Current prototypes like the Figure 02 or Tesla’s Optimus are learning via 'end-to-end' neural networks. They watch a human perform a task a thousand times and then try to mimic the physics. In a controlled factory setting with level concrete floors, they are becoming impressive. In a home with a sleeping golden retriever, a loose rug, and a transition from hardwood to tile, they still struggle. To stay at home safely, a machine needs to be able to catch a falling human without crushing their ribs; we are still years away from that level of haptic sensitivity and real-time physics processing.
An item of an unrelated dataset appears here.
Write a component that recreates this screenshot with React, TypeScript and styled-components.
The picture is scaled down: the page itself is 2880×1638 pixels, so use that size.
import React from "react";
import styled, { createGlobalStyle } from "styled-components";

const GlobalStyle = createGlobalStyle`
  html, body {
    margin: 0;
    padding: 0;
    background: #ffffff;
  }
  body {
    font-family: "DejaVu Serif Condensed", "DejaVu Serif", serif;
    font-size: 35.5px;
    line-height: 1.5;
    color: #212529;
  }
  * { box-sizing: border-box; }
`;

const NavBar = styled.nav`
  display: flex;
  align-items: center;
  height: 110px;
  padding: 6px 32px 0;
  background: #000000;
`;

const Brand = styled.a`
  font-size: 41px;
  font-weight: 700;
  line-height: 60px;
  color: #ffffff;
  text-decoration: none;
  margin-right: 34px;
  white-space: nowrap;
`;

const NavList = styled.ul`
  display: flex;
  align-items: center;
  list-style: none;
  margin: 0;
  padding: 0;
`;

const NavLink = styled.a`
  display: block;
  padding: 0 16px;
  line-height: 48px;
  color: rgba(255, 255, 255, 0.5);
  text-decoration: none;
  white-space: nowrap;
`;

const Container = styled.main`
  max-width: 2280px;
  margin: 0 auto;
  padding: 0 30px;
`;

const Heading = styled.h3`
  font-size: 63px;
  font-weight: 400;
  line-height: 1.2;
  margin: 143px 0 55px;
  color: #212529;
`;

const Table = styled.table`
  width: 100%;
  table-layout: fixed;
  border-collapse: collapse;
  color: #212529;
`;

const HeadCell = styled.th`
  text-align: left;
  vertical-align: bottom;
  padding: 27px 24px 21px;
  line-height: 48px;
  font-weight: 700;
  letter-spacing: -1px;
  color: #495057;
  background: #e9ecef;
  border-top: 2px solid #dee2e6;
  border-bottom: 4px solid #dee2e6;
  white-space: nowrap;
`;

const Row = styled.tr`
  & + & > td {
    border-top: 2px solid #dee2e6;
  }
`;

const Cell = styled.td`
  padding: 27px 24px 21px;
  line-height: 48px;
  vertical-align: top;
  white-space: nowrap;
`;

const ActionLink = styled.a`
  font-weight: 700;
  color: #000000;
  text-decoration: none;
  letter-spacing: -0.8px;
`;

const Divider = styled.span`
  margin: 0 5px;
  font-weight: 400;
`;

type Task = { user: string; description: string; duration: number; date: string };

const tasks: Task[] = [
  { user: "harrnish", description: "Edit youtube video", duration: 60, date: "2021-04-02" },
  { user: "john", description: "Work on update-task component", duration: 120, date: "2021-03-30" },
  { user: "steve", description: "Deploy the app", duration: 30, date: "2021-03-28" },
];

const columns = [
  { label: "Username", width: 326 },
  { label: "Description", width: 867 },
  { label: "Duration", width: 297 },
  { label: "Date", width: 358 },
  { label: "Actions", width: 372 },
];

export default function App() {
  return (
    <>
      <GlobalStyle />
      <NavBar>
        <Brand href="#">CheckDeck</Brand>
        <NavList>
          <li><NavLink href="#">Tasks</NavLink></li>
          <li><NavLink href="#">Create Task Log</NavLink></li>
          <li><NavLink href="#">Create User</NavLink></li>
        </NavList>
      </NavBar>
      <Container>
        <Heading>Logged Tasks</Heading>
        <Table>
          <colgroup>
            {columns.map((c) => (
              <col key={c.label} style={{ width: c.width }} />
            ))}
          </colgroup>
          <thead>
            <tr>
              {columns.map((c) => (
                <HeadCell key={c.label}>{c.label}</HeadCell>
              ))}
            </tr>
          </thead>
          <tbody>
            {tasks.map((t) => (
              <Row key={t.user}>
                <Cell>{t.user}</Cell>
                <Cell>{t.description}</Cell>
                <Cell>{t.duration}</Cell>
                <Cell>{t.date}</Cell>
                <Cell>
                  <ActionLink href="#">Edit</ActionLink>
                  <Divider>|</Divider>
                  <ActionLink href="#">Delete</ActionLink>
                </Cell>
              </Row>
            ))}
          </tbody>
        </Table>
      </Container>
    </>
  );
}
When we talk about 'the conversation' with parents, we have to ground it in this reality. If your mother is banking on a mechanical savior to avoid moving to a nursing home next year, she is about five years too early. The physical hardware—the motors, the sensors, and the battery life—is finally catching up to the software, but the integration of the two in a chaotic domestic setting is the final frontier. We are moving from 'specialized' robots like the Roomba to 'general purpose' humanoids, but that transition is a marathon, not a sprint.
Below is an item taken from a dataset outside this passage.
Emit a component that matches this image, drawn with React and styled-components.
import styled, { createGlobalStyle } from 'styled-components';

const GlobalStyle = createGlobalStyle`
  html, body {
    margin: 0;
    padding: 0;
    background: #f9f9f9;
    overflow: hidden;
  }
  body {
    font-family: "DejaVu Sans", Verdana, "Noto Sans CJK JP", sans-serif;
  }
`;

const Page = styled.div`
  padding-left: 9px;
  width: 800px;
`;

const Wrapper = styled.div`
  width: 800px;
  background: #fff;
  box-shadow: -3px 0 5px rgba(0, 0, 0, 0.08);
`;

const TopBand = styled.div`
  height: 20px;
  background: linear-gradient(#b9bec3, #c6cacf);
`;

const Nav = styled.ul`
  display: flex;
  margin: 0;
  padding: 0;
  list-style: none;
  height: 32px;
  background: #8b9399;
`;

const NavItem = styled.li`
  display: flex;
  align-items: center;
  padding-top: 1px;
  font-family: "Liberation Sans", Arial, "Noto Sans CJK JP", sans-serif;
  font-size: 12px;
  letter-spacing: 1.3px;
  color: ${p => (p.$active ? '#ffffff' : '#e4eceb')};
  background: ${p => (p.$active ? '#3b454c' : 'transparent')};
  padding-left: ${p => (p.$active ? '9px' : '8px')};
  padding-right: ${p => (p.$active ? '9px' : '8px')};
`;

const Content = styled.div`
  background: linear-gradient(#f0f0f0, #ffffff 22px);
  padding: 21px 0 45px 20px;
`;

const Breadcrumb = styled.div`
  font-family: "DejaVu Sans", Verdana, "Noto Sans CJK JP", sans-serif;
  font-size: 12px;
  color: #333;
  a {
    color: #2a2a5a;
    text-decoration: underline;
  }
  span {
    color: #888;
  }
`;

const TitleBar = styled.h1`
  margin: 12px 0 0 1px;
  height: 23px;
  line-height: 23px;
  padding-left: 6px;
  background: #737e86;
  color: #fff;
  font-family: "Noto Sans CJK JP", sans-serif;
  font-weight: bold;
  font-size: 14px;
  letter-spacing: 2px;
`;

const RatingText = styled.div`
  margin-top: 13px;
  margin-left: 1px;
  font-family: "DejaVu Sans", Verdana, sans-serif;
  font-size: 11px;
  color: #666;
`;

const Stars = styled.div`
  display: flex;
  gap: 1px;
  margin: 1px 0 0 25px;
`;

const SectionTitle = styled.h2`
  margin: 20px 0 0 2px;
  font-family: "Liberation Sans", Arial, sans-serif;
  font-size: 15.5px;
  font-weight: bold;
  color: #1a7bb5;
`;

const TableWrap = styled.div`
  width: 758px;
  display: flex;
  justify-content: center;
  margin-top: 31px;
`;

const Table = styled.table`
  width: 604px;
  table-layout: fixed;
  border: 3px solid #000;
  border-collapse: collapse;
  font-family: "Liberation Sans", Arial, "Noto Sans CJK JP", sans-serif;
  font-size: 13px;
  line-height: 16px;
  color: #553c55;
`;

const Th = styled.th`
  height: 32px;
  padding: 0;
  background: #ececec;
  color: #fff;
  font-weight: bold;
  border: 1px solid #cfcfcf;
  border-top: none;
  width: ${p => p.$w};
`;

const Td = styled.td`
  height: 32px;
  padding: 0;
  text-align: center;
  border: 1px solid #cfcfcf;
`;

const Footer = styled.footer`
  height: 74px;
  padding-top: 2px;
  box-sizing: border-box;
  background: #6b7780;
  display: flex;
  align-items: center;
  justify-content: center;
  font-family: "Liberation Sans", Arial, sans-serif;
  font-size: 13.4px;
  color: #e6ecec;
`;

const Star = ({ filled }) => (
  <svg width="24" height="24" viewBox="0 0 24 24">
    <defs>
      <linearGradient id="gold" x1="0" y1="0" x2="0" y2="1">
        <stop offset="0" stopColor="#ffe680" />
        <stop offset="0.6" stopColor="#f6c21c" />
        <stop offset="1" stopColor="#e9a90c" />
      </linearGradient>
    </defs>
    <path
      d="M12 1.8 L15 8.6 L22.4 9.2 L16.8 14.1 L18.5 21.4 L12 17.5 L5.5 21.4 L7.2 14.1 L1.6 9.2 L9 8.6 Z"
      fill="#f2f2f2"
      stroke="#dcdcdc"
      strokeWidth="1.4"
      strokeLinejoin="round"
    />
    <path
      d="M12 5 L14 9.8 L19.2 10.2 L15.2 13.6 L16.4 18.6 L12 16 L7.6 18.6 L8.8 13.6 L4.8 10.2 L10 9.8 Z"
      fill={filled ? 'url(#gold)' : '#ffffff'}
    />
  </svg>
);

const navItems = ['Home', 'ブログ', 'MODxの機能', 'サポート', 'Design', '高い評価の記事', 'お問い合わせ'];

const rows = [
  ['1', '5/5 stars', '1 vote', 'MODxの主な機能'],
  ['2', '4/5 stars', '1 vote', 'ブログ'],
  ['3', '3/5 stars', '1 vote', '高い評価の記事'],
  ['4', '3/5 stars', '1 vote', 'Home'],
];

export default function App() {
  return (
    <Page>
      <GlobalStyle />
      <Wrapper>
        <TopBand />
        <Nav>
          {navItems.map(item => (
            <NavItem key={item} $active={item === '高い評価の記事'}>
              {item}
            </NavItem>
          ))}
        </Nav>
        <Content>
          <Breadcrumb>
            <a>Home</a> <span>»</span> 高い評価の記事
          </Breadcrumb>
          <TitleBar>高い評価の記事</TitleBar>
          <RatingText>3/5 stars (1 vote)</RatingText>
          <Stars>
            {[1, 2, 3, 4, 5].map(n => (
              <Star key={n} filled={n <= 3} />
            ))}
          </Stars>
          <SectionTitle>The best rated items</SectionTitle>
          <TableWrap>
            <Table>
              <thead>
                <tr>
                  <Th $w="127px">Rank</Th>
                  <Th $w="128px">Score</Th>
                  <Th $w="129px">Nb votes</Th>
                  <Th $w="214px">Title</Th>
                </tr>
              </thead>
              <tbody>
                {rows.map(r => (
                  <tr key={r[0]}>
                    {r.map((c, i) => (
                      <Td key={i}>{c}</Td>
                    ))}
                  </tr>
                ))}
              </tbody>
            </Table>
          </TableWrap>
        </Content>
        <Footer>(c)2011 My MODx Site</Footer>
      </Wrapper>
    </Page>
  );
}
The Economics of the Mechanical Aide
Let’s talk about the money, because 'affordable' is a relative term when you're looking at the cost of a nursing home. Currently, a private room in a high-quality care facility can easily exceed $100,000 per year. Against that backdrop, a humanoid robot starts to look like a bargain, even at high price points. Early industry estimates for the purchase price of a humanoid unit sit between $30,000 and $50,000, but you won't be buying one at a big-box store.
Palmelle anticipates the market will shift toward a 'Robot-as-a-Service' (RaaS) model. You will likely lease the hardware for a monthly fee that includes software updates, insurance, and a maintenance contract. If the robot’s knee joint fails, you don't take it to a mechanic; a technician comes to your house or swaps the unit out entirely. This lease will likely cost $3,000 to $5,000 a month initially—roughly equivalent to 40 hours a week of human home-care help, but with 24/7 availability.
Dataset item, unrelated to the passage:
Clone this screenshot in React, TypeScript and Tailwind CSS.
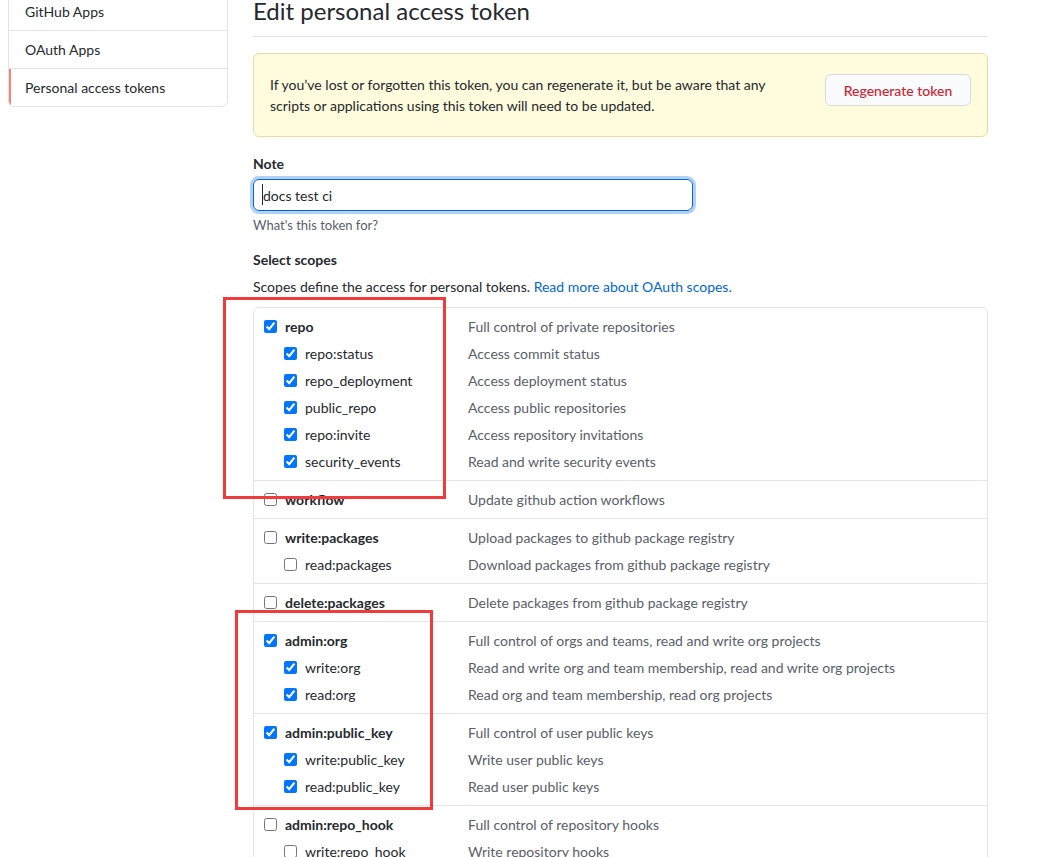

There is also the 'hidden' cost of home modification. A robot that weighs 150 pounds and walks on two legs needs a stable environment. You might spend $10,000 on high-speed mesh Wi-Fi and floor leveling before the machine even walks through the door. For the 45-70 age demographic planning their own futures, the financial play isn't just saving for the robot; it's ensuring your home is 'robot-ready' by removing the architectural barriers that trip up both humans and machines.
The Privacy-for-Autonomy Trade-off
The hardest part of 'The Conversation' isn't about the technology; it's about the surveillance. To move safely, a humanoid robot needs to see everything in 3D. It uses LIDAR, depth cameras, and constant video feeds to map its surroundings. This means that if you have a robot helping you in the bathroom, there is a digital record of your most private moments being processed by a server, likely in the cloud.
For a daughter in another state, this 'always-on' presence provides incredible peace of mind. She can check a dashboard and see that her father took his meds, ate lunch, and hasn't fallen. For the father, it can feel like living in a high-tech panopticon. We have to ask: how much privacy are we willing to trade for the ability to stay in our own homes? This is a fundamental shift in the dynamic of aging.
When discussing this with parents, frame it as a choice of 'who' is watching. Is it better to have a rotating cast of human strangers coming into the house, or a machine that has no judgment but stores data? There will eventually be 'local-only' processing options for the privacy-conscious, but they will likely be more expensive and less capable. As we look toward 2030, the families who manage this transition best will be those who start talking about these boundaries now, before the crisis hits.
Common mistakes
- Waiting for the 'Magic Bullet'
Assuming a robot will solve a care crisis that is happening today. Technology moves fast, but physical deployment moves slow; you need a human-based plan for the next 3-5 years. - Confusing 'Social' Robots with 'Functional' Robots
Buying a $3,000 'companion' robot that can only talk and show pictures. If it can't lift a bag of groceries or help someone stand up, it isn't helping someone age in place safely.